Why we don’t inform our science from the top down in this case and recognize that so much of the calculations and worry are wasteful impossible fantasies. It is so simple-minded and telling of those who would take the CO2 molecule in isolation and calculate all the horrors that await. Negative feedbacks are a certainty. Get over it. Even the high temperature extremes that exist are distributed in an essentially benign way: The tropical convergent zone in the oceans does not and therefore cannot exceed ~31C. So the warming is transfered to the polar regions where a good deal of the 5-7C or so increase in these regions basically heats up -30C to -25C (Arctic, Antarctica) and fringing areas maybe to -10C (WAG).

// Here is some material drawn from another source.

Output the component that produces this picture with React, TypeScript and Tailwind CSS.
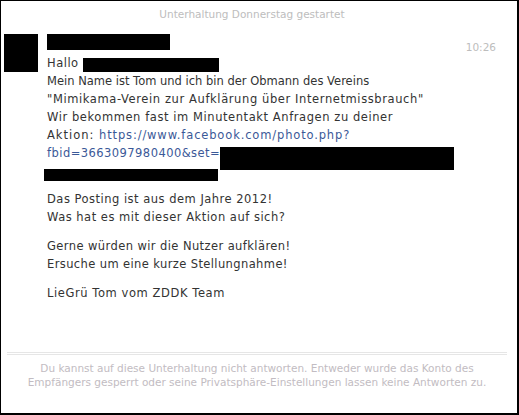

Yeah the average goes up but know one notices. Who are these people anyway?

Mark Luhman
Reply to  Joe Crawford
December 24, 2014 7:25 pm

You ask the question “Who are these people anyway?” I have a simple answer there are either conmen or useful idiots. One thing I have to say is the conmen have made themselves rich and most of us poorer, to bad there are so many useful idiots, the only good thing about the present crowed of useful idiot is that the conmen have not murder as many people as they did the last time, although I think Stalin and Mao may be turning in their graves after their cons were much more difficult, they need guns to get the people to give them the peoples money. Funny in both cases were are told it for the greater good.